• DATASET SECTION
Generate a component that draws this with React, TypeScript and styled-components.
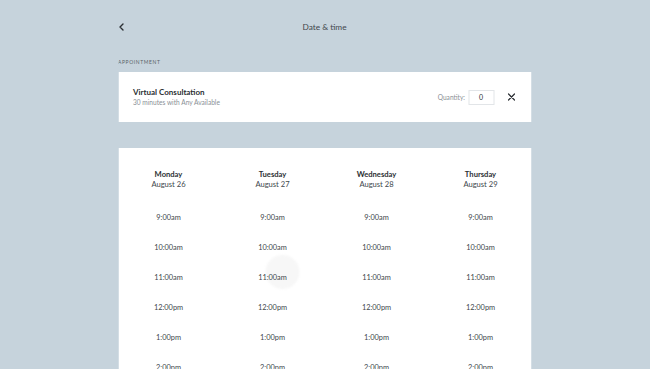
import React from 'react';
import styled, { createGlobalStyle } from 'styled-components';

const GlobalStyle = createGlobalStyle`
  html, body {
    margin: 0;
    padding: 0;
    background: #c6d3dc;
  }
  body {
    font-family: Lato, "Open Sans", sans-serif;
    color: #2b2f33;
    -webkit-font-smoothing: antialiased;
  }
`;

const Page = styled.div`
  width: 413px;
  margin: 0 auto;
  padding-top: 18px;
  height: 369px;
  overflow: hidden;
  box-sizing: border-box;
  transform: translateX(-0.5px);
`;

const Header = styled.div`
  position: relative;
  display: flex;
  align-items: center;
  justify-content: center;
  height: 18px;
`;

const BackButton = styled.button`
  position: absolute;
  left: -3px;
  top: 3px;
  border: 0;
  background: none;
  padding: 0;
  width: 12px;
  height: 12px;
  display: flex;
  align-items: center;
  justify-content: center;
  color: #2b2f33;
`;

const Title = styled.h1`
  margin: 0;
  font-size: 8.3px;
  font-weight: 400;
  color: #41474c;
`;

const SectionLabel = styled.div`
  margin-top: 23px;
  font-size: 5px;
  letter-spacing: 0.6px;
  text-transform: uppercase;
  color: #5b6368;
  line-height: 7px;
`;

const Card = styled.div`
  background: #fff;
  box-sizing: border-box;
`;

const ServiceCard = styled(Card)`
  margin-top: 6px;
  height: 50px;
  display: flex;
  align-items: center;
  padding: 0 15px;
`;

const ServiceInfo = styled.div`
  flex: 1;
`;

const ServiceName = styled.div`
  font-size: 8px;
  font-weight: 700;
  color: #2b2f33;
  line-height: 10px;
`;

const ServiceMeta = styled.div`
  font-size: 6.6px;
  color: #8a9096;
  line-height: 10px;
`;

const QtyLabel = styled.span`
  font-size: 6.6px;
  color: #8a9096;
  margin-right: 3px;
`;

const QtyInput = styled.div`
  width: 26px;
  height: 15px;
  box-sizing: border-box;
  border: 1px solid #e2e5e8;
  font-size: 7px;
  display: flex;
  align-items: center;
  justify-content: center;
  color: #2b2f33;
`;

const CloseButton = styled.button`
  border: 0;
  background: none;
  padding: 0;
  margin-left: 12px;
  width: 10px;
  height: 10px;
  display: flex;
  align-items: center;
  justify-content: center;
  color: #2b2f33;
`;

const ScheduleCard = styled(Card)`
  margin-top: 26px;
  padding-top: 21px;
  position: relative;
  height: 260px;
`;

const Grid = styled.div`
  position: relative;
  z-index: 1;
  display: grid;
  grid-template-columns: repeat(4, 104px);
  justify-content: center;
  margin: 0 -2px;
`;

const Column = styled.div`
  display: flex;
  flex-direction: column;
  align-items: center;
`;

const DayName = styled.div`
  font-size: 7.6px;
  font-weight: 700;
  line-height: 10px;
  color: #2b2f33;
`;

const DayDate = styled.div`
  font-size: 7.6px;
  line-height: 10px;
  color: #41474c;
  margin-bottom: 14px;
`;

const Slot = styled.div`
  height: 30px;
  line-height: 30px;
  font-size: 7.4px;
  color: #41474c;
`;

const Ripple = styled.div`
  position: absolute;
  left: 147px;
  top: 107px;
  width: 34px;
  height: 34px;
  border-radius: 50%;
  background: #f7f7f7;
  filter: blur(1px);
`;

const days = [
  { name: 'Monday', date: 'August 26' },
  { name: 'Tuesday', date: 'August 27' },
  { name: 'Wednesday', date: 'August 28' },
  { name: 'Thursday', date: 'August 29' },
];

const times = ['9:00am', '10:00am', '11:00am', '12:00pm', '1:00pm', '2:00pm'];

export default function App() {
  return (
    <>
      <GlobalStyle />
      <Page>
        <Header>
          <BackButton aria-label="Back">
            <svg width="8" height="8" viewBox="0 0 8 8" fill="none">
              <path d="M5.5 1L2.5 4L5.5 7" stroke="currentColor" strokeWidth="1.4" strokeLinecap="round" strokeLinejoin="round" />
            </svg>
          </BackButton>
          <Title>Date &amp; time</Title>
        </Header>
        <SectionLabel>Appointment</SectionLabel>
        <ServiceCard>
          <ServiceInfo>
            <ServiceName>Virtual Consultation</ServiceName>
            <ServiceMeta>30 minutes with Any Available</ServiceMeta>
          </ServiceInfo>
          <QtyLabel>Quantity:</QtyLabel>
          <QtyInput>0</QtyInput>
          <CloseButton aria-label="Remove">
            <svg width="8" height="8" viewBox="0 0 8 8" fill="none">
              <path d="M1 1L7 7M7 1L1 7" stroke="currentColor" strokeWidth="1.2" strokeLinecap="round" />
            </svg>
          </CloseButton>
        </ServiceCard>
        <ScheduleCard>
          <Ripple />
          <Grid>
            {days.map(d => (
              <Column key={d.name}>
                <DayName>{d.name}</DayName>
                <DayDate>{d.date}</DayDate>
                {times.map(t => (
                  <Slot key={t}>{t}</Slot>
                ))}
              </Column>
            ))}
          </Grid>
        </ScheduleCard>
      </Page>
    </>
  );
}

• WORK TO BE COMPLETED
Leave out the pictures and retype every line above exactly.

• OUTPUT OF THE EXERCISE
Generate a component that draws this with React, TypeScript and styled-components.
import React from 'react';
import styled, { createGlobalStyle } from 'styled-components';

const GlobalStyle = createGlobalStyle`
  html, body {
    margin: 0;
    padding: 0;
    background: #c6d3dc;
  }
  body {
    font-family: Lato, "Open Sans", sans-serif;
    color: #2b2f33;
    -webkit-font-smoothing: antialiased;
  }
`;

const Page = styled.div`
  width: 413px;
  margin: 0 auto;
  padding-top: 18px;
  height: 369px;
  overflow: hidden;
  box-sizing: border-box;
  transform: translateX(-0.5px);
`;

const Header = styled.div`
  position: relative;
  display: flex;
  align-items: center;
  justify-content: center;
  height: 18px;
`;

const BackButton = styled.button`
  position: absolute;
  left: -3px;
  top: 3px;
  border: 0;
  background: none;
  padding: 0;
  width: 12px;
  height: 12px;
  display: flex;
  align-items: center;
  justify-content: center;
  color: #2b2f33;
`;

const Title = styled.h1`
  margin: 0;
  font-size: 8.3px;
  font-weight: 400;
  color: #41474c;
`;

const SectionLabel = styled.div`
  margin-top: 23px;
  font-size: 5px;
  letter-spacing: 0.6px;
  text-transform: uppercase;
  color: #5b6368;
  line-height: 7px;
`;

const Card = styled.div`
  background: #fff;
  box-sizing: border-box;
`;

const ServiceCard = styled(Card)`
  margin-top: 6px;
  height: 50px;
  display: flex;
  align-items: center;
  padding: 0 15px;
`;

const ServiceInfo = styled.div`
  flex: 1;
`;

const ServiceName = styled.div`
  font-size: 8px;
  font-weight: 700;
  color: #2b2f33;
  line-height: 10px;
`;

const ServiceMeta = styled.div`
  font-size: 6.6px;
  color: #8a9096;
  line-height: 10px;
`;

const QtyLabel = styled.span`
  font-size: 6.6px;
  color: #8a9096;
  margin-right: 3px;
`;

const QtyInput = styled.div`
  width: 26px;
  height: 15px;
  box-sizing: border-box;
  border: 1px solid #e2e5e8;
  font-size: 7px;
  display: flex;
  align-items: center;
  justify-content: center;
  color: #2b2f33;
`;

const CloseButton = styled.button`
  border: 0;
  background: none;
  padding: 0;
  margin-left: 12px;
  width: 10px;
  height: 10px;
  display: flex;
  align-items: center;
  justify-content: center;
  color: #2b2f33;
`;

const ScheduleCard = styled(Card)`
  margin-top: 26px;
  padding-top: 21px;
  position: relative;
  height: 260px;
`;

const Grid = styled.div`
  position: relative;
  z-index: 1;
  display: grid;
  grid-template-columns: repeat(4, 104px);
  justify-content: center;
  margin: 0 -2px;
`;

const Column = styled.div`
  display: flex;
  flex-direction: column;
  align-items: center;
`;

const DayName = styled.div`
  font-size: 7.6px;
  font-weight: 700;
  line-height: 10px;
  color: #2b2f33;
`;

const DayDate = styled.div`
  font-size: 7.6px;
  line-height: 10px;
  color: #41474c;
  margin-bottom: 14px;
`;

const Slot = styled.div`
  height: 30px;
  line-height: 30px;
  font-size: 7.4px;
  color: #41474c;
`;

const Ripple = styled.div`
  position: absolute;
  left: 147px;
  top: 107px;
  width: 34px;
  height: 34px;
  border-radius: 50%;
  background: #f7f7f7;
  filter: blur(1px);
`;

const days = [
  { name: 'Monday', date: 'August 26' },
  { name: 'Tuesday', date: 'August 27' },
  { name: 'Wednesday', date: 'August 28' },
  { name: 'Thursday', date: 'August 29' },
];

const times = ['9:00am', '10:00am', '11:00am', '12:00pm', '1:00pm', '2:00pm'];

export default function App() {
  return (
    <>
      <GlobalStyle />
      <Page>
        <Header>
          <BackButton aria-label="Back">
            <svg width="8" height="8" viewBox="0 0 8 8" fill="none">
              <path d="M5.5 1L2.5 4L5.5 7" stroke="currentColor" strokeWidth="1.4" strokeLinecap="round" strokeLinejoin="round" />
            </svg>
          </BackButton>
          <Title>Date &amp; time</Title>
        </Header>
        <SectionLabel>Appointment</SectionLabel>
        <ServiceCard>
          <ServiceInfo>
            <ServiceName>Virtual Consultation</ServiceName>
            <ServiceMeta>30 minutes with Any Available</ServiceMeta>
          </ServiceInfo>
          <QtyLabel>Quantity:</QtyLabel>
          <QtyInput>0</QtyInput>
          <CloseButton aria-label="Remove">
            <svg width="8" height="8" viewBox="0 0 8 8" fill="none">
              <path d="M1 1L7 7M7 1L1 7" stroke="currentColor" strokeWidth="1.2" strokeLinecap="round" />
            </svg>
          </CloseButton>
        </ServiceCard>
        <ScheduleCard>
          <Ripple />
          <Grid>
            {days.map(d => (
              <Column key={d.name}>
                <DayName>{d.name}</DayName>
                <DayDate>{d.date}</DayDate>
                {times.map(t => (
                  <Slot key={t}>{t}</Slot>
                ))}
              </Column>
            ))}
          </Grid>
        </ScheduleCard>
      </Page>
    </>
  );
}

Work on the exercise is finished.